● EXERCISE REQUIREMENTS:
Give a count of the lines below that have the string "this" in them, with no other words.

------------------------

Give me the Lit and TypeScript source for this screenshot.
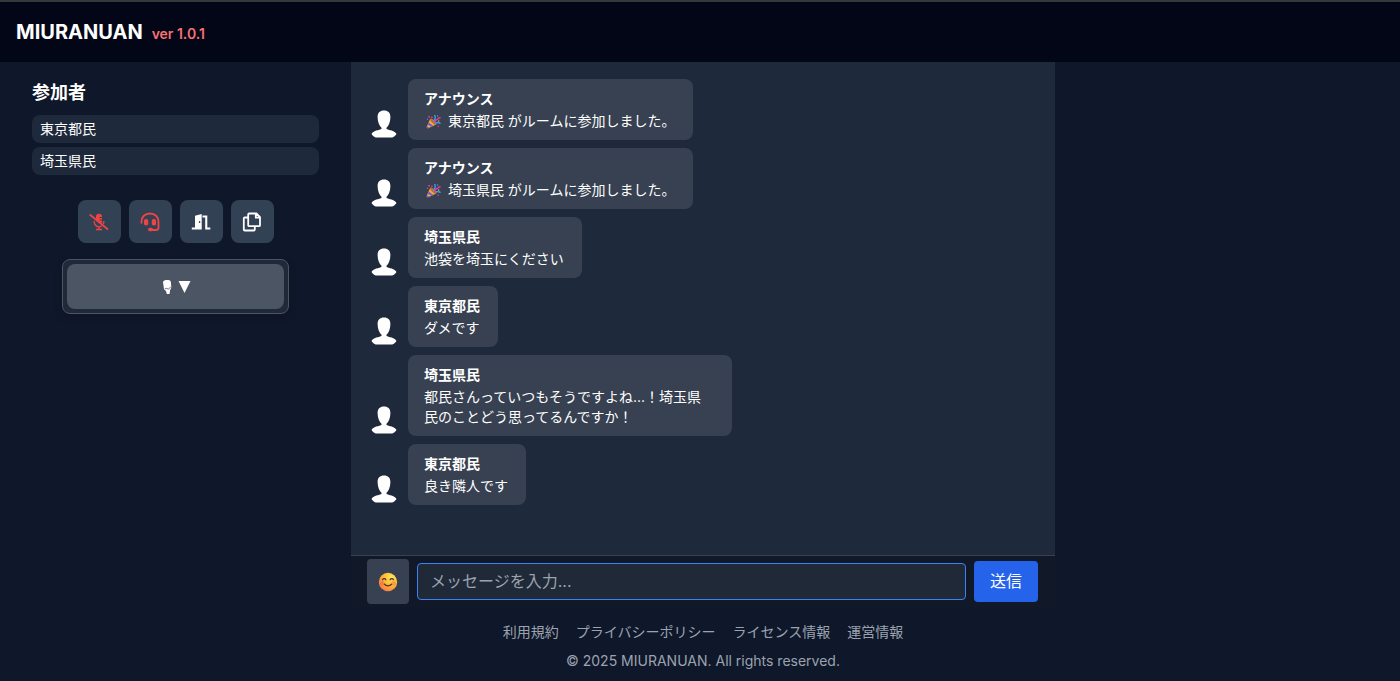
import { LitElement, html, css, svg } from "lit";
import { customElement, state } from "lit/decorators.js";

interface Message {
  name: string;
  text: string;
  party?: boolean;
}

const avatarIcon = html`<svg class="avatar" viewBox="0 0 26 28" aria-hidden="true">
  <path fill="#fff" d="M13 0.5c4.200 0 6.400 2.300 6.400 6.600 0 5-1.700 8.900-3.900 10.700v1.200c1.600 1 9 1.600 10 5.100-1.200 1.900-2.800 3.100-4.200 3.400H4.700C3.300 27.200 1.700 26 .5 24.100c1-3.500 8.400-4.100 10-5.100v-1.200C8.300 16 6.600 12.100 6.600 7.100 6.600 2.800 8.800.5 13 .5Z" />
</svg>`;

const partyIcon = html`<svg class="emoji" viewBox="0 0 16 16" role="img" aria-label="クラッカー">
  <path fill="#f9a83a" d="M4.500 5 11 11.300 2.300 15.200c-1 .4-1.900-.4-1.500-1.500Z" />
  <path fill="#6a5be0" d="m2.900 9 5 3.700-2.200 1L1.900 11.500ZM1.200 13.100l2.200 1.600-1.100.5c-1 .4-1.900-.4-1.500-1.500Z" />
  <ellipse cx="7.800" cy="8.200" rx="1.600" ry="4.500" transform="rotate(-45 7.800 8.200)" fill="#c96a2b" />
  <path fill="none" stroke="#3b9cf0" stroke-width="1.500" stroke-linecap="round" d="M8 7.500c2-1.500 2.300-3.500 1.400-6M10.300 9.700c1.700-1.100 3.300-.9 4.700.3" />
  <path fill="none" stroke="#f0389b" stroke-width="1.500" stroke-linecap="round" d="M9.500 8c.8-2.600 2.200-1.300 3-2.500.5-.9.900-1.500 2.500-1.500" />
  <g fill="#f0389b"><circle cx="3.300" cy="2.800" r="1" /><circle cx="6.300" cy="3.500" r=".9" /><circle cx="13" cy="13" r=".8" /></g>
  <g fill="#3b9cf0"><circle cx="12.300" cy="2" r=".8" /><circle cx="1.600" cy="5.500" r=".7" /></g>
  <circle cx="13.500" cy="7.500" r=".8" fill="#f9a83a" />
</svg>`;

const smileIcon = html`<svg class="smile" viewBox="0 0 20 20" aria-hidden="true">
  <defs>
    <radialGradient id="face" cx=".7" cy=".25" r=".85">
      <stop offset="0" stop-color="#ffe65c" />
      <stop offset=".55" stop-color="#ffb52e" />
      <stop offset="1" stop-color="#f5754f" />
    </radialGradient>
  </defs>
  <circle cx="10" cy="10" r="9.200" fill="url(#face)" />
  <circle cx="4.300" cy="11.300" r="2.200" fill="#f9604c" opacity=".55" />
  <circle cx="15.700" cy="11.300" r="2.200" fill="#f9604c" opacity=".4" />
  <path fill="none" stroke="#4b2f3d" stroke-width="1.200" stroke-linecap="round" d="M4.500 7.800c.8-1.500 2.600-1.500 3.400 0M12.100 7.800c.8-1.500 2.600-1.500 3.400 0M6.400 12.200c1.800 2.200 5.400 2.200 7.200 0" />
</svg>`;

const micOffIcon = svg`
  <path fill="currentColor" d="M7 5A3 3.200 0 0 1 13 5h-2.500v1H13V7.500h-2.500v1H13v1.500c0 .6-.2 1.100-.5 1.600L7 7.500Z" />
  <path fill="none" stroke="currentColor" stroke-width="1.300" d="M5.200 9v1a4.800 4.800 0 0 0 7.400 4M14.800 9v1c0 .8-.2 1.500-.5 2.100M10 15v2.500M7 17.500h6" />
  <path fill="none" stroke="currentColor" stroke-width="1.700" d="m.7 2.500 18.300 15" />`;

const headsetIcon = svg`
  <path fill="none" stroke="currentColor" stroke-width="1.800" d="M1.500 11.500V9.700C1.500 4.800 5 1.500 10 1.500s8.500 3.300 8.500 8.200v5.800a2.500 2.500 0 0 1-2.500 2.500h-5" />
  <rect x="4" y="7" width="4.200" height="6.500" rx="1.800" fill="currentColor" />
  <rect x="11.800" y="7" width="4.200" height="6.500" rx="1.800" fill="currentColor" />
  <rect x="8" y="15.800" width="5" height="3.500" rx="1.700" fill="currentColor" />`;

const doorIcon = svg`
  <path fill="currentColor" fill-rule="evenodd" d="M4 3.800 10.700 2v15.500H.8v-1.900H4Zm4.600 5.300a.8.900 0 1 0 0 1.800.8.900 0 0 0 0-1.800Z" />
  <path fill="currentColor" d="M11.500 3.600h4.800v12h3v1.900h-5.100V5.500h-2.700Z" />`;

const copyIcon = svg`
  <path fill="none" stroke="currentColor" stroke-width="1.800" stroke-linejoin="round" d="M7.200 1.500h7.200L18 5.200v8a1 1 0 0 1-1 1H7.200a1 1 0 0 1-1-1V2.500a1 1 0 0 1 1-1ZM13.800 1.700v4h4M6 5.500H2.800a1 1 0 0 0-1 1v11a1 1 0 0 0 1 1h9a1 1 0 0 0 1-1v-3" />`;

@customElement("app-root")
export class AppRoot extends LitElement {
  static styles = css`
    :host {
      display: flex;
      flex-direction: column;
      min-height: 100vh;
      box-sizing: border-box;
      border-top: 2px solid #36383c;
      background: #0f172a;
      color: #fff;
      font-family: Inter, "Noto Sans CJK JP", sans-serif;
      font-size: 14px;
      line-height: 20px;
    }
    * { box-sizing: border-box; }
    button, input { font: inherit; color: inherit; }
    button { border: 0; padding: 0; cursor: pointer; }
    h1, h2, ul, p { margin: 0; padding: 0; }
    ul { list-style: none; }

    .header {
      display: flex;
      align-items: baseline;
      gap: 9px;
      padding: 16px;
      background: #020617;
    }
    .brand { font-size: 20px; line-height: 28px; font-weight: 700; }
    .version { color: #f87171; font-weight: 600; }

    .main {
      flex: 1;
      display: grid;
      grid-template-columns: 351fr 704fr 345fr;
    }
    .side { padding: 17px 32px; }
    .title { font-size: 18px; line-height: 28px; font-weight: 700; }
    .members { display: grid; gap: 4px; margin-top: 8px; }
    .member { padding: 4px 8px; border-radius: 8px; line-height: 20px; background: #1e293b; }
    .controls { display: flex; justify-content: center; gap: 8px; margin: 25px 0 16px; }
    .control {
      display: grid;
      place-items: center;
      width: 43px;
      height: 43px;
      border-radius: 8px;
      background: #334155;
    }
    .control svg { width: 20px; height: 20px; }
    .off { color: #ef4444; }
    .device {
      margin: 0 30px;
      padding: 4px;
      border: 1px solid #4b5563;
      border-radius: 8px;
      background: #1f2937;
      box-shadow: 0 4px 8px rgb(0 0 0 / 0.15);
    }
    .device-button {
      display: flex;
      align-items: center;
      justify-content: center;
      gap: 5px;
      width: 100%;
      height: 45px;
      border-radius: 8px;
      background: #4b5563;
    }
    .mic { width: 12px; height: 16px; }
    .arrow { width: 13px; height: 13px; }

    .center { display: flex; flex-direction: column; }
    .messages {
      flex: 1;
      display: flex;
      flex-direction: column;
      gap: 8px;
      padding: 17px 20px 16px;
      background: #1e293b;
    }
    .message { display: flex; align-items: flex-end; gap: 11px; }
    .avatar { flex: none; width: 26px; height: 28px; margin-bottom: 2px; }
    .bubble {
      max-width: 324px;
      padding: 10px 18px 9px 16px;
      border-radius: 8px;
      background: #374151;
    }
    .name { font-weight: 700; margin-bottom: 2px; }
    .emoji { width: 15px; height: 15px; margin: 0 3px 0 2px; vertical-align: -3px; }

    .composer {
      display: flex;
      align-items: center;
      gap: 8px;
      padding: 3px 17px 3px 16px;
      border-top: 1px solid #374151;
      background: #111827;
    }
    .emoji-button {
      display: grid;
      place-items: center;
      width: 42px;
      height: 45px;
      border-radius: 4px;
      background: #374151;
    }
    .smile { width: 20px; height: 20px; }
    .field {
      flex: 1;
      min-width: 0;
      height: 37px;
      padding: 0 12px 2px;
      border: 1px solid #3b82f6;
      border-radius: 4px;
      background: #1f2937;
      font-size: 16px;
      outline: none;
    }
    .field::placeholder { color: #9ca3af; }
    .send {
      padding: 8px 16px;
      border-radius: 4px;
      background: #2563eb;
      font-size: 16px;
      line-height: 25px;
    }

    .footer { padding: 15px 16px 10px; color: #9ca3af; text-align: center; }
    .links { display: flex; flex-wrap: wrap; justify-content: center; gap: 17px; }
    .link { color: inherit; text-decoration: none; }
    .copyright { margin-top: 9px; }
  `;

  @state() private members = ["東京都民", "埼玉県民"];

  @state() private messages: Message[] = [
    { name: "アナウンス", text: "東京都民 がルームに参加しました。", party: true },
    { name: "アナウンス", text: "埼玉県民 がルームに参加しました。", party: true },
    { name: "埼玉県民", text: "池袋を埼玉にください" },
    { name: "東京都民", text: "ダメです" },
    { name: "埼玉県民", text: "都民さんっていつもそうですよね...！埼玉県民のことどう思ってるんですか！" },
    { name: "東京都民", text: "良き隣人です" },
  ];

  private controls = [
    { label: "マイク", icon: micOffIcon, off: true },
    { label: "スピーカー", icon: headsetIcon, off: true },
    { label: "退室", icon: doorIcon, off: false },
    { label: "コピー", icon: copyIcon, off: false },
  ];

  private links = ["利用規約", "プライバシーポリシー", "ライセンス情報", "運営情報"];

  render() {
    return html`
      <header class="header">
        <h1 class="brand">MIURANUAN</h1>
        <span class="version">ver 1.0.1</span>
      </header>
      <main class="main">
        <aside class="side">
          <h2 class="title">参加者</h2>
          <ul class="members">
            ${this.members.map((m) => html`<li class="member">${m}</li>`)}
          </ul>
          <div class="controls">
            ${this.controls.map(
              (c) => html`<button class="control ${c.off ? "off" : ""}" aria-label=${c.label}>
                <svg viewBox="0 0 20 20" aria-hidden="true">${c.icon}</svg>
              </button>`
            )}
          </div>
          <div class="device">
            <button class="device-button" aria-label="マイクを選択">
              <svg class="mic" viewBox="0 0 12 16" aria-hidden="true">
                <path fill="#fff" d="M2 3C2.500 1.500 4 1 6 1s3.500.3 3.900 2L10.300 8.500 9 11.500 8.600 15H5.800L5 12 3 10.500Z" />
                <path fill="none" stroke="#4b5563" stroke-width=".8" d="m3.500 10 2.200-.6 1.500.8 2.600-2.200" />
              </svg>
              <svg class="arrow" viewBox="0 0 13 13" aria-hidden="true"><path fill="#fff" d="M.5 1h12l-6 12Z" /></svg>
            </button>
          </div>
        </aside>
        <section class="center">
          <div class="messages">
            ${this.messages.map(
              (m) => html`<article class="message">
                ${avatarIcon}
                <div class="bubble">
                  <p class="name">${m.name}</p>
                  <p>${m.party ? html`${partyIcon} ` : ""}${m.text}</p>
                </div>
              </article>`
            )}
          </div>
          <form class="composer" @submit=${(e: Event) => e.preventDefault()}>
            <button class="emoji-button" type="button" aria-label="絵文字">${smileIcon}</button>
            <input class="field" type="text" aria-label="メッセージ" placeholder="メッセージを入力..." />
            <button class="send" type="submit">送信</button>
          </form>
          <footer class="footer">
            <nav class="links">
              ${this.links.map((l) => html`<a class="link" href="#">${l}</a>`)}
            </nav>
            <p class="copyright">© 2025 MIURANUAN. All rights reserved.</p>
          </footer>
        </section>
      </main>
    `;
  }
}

------------------------

● COMPLETE ANSWER:
5